Why not just gracefully enter the elevator, press the button once, smile at your neighbor, and wait for the door to close? Arrive at your location on the elevators' schedule, with respect and marvel at the mechanics, power and engineering consumed to get there.
This silly analogy is what this market feels like at times such as these. Everyone is calling for the elevator to come down, only so we can all enter at the same time. Unfortunately, when the elevator finally does approach, not everyone enters as they plan to. Sticking to an investment plan of action is of utmost importance.

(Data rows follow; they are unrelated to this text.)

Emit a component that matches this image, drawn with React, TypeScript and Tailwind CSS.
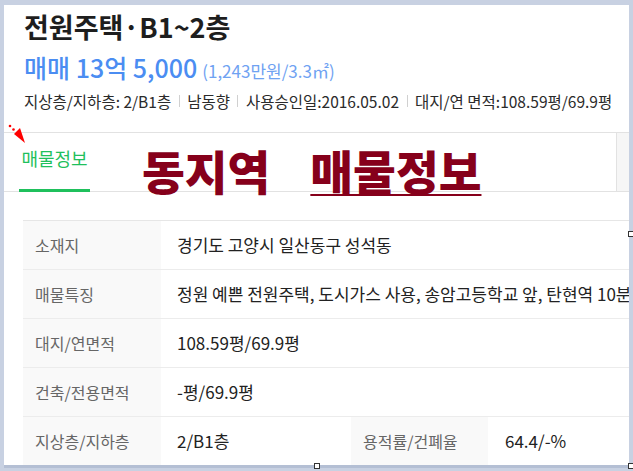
import React from 'react';

const rows: { label: string; value: string }[] = [
  { label: '소재지', value: '경기도 고양시 일산동구 성석동' },
  { label: '매물특징', value: '정원 예쁜 전원주택, 도시가스 사용, 송암고등학교 앞, 탄현역 10분' },
  { label: '대지/연면적', value: '108.59평/69.9평' },
  { label: '건축/전용면적', value: '-평/69.9평' },
];

const infos = ['지상층/지하층: 2/B1층', '남동향', '사용승인일:2016.05.02', '대지/연 면적:108.59평/69.9평'];

function Handle({ className }: { className: string }) {
  return <div className={`absolute w-[6px] h-[6px] bg-white border border-[#333] ${className}`} />;
}

export default function App() {
  return (
    <div className="relative w-[633px] h-[471px] overflow-hidden bg-[#c8d1e2] font-['Noto_Sans_CJK_KR',sans-serif]">
      <div className="ml-[4px] mt-[5px] w-[625px] h-[460px] bg-white overflow-hidden shadow-[0_3px_0_#b4bfd4]">
        {/* Header */}
        <div className="pl-[20px] pt-[4px]">
          <h1 className="text-[27px] leading-[36px] font-bold text-[#1e1e1e]">전원주택·B1~2층</h1>
          <div className="mt-[6px] flex items-baseline h-[32px] leading-[32px]">
            <span className="text-[25px] font-medium text-[#4b8df2]">매매 13억 5,000</span>
            <span className="ml-[5px] text-[17px] text-[#6fa2f2]">(1,243만원/3.3㎡)</span>
          </div>
          <div className="mt-[8px] flex items-center text-[15.5px] leading-[20px] text-[#2a2a2a] whitespace-nowrap">
            {infos.map((t, i) => (
              <React.Fragment key={t}>
                {i > 0 && <span className="mx-[7.5px] h-[12px] w-px bg-[#d0d0d0]" />}
                <span>{t}</span>
              </React.Fragment>
            ))}
          </div>
        </div>

        {/* Tabs */}
        <div className="mt-[21px] flex h-[60px] border-y border-[#e2e2e2]">
          <div className="ml-[15px] w-[71px] flex flex-col items-center justify-end">
            <span className="text-[18px] leading-[20px] text-[#1fc05c] mb-[21px]">매물정보</span>
            <div className="h-[3px] w-full bg-[#1fc05c] mb-[-1px]" />
          </div>
          <div className="ml-auto w-[13px] border-l border-[#e2e2e2] bg-[#f6f6f6]" />
        </div>

        {/* Table */}
        <div className="mt-[28px] ml-[19px] w-[640px] border-t border-[#e6e6e6]">
          {rows.map((r) => (
            <div key={r.label} className="flex h-[49px] border-b border-[#ececec]">
              <div className="w-[138px] shrink-0 bg-[#f9f9f9] pl-[12px] flex items-center text-[16px] text-[#666]">{r.label}</div>
              <div className="pl-[16px] flex items-center text-[17px] text-[#222] whitespace-nowrap">{r.value}</div>
            </div>
          ))}
          <div className="flex h-[49px] border-b border-[#ececec]">
            <div className="w-[138px] shrink-0 bg-[#f9f9f9] pl-[12px] flex items-center text-[16px] text-[#666]">지상층/지하층</div>
            <div className="w-[190px] shrink-0 pl-[16px] flex items-center text-[17px] text-[#222]">2/B1층</div>
            <div className="w-[137px] shrink-0 bg-[#f9f9f9] pl-[12px] flex items-center text-[16px] text-[#666]">용적률/건폐율</div>
            <div className="pl-[17px] flex items-center text-[17px] text-[#222]">64.4/-%</div>
          </div>
        </div>
      </div>

      {/* Annotation overlay */}
      <svg className="absolute left-[6px] top-[122px]" width="24" height="24" viewBox="0 0 24 24">
        <circle cx="4" cy="4" r="1.3" fill="#f00" />
        <circle cx="7.5" cy="7.5" r="1.3" fill="#f00" />
        <polygon points="8,12 14,6 19,21" fill="#f00" />
      </svg>
      <div className="absolute left-[142px] top-[140px] flex gap-[40px] text-[46.5px] leading-[60px] font-black text-[#86001b]">
        <span>동지역</span>
        <span className="underline decoration-[2px] underline-offset-[4px]">매물정보</span>
      </div>

      {/* Selection handles */}
      <Handle className="left-[314px] top-[463px]" />
      <Handle className="left-[628px] top-[463px]" />
      <Handle className="left-[628px] top-[231px]" />
    </div>
  );
}
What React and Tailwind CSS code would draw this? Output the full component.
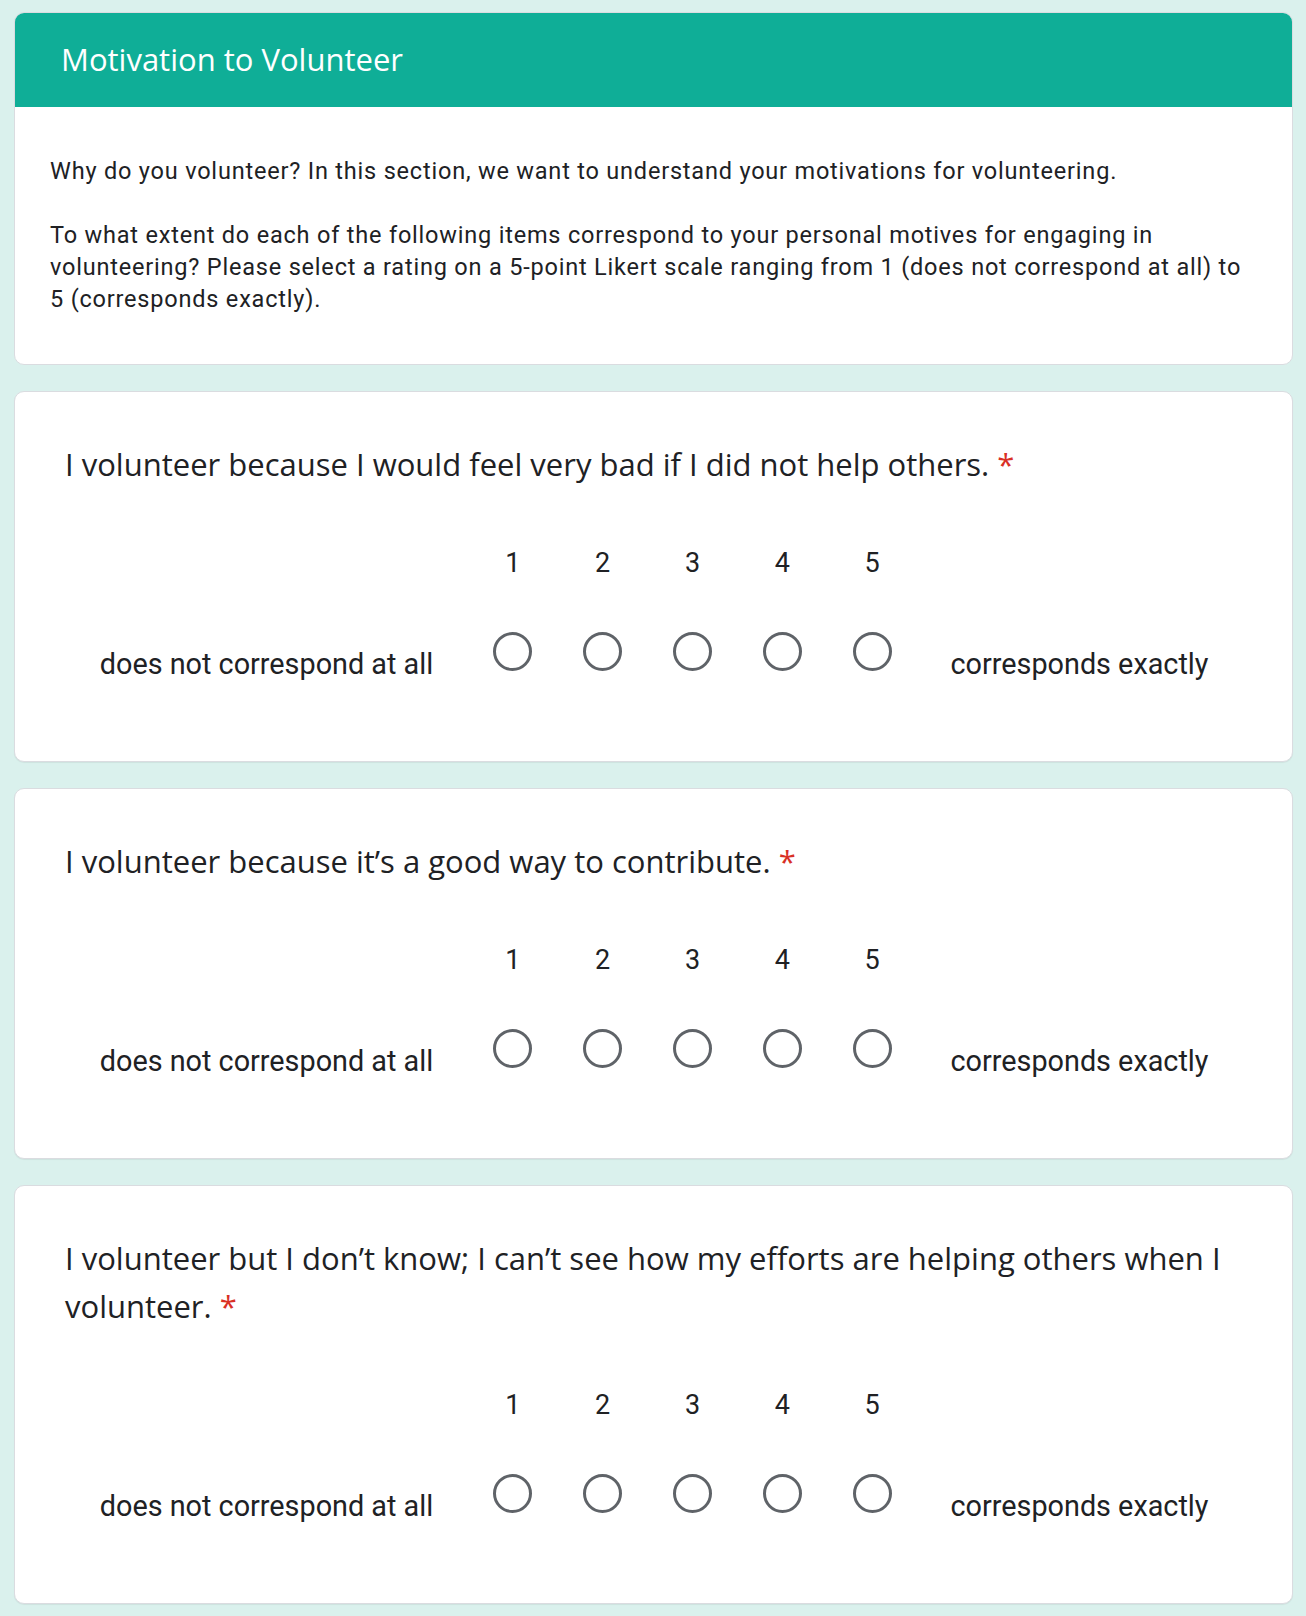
const questions = [
  "I volunteer because I would feel very bad if I did not help others.",
  "I volunteer because it’s a good way to contribute.",
  "I volunteer but I don’t know; I can’t see how my efforts are helping others when I volunteer.",
];

const heading = { fontFamily: '"Open Sans", Roboto, sans-serif' };

function Radio() {
  return <div className="w-[39px] h-[39px] rounded-full border-[3px] border-[#5f6368] bg-white" />;
}

function QuestionCard({ title }) {
  return (
    <div className="bg-white rounded-[10px] border border-[#dadce0] shadow-[0_1px_1px_rgba(0,0,0,0.06)] px-[50px] pt-[48px] pb-[80px]">
      <h2 className="text-[31px] leading-[48px] text-[#202124] pr-[20px]" style={heading}>
        {title} <span className="text-[#d93025]">*</span>
      </h2>

      <div className="mt-[58px] font-['Roboto',sans-serif] text-[#202124]">
        {/* numbers */}
        <div className="flex h-[34px] items-center">
          <div className="w-[403px]" />
          {[1, 2, 3, 4, 5].map((n) => (
            <div key={n} className="w-[89.8px] text-center text-[27px]">
              {n}
            </div>
          ))}
        </div>

        {/* radios + labels */}
        <div className="flex items-start mt-[52px]">
          <div className="w-[403px] text-center text-[28.8px] leading-[34px] mt-[15px]">
            does not correspond at all
          </div>
          {[1, 2, 3, 4, 5].map((n) => (
            <div key={n} className="w-[89.8px] flex justify-center">
              <Radio />
            </div>
          ))}
          <div className="flex-1 text-center text-[28.8px] leading-[34px] mt-[15px]">
            corresponds exactly
          </div>
        </div>
      </div>
    </div>
  );
}

export default function App() {
  return (
    <div className="min-h-screen bg-[#daf1ed] px-[14px] pt-[12px] pb-[15px]">
      <div className="w-[1279px] flex flex-col gap-[26px]">
        {/* Section header */}
        <div className="bg-white rounded-[10px] border border-[#dadce0] overflow-hidden">
          <div className="bg-[#0fae97] h-[95px] flex items-center px-[47px] -mx-px -mt-px">
            <h1 className="text-white text-[31px]" style={heading}>
              Motivation to Volunteer
            </h1>
          </div>
          <div className="px-[35px] pt-[48px] pb-[49px] font-['Roboto',sans-serif] text-[23.5px] tracking-[0.8px] leading-[32px] text-[#202124] whitespace-pre-line">
            {"Why do you volunteer? In this section, we want to understand your motivations for volunteering.\n\nTo what extent do each of the following items correspond to your personal motives for engaging in volunteering? Please select a rating on a 5-point Likert scale ranging from 1 (does not correspond at all) to 5 (corresponds exactly)."}
          </div>
        </div>

        {questions.map((q, i) => (
          <QuestionCard key={i} title={q} />
        ))}
      </div>
    </div>
  );
}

Stories of underinvestment, the jittery and frustratingly slow macro landscape, redemptions from actively managed funds and under-performance of the Transport group send us contrarian cross-currents that point to a downward skew in the market. Some think the market is expensive; others think it is full; and some actually think it is cheap. It really all depends on earnings!
Well-telegraphed undertones of concern emerging from European banks in the aftermath of Brexit continue to cloud the ability to construct a confident investment thesis. Contagion is possible. But watching the start of earnings season is likely more important. Should earnings, especially in the more economically sensitive pockets of the market, come in decent, we should be in for a strong end to the summer.
So far, reiterations from United Technologies (UTX), Whirlpool Corporation (WHR) and this morning's "decent" earnings report out of MSC Industrial Direct (MSM) seem like a good indication that forecasts appear consistent with the realities of the present.
We have also heard from CLARCOR (CLC), AZZ, Inc. (AZZ) and Acuity Brands (AYI) recently. These lightly discussed, but economically meaningful companies, showed "more of the same" results and nominal volatility around near-term share prices.
A "Tale of Two Earnings Seasons" could emerge here in the second quarter. So far, as we enter the first portion of earnings, things appear calm. I wonder what the second half of it will bring.
Wait for the elevator. And be patient while pressing the buttons.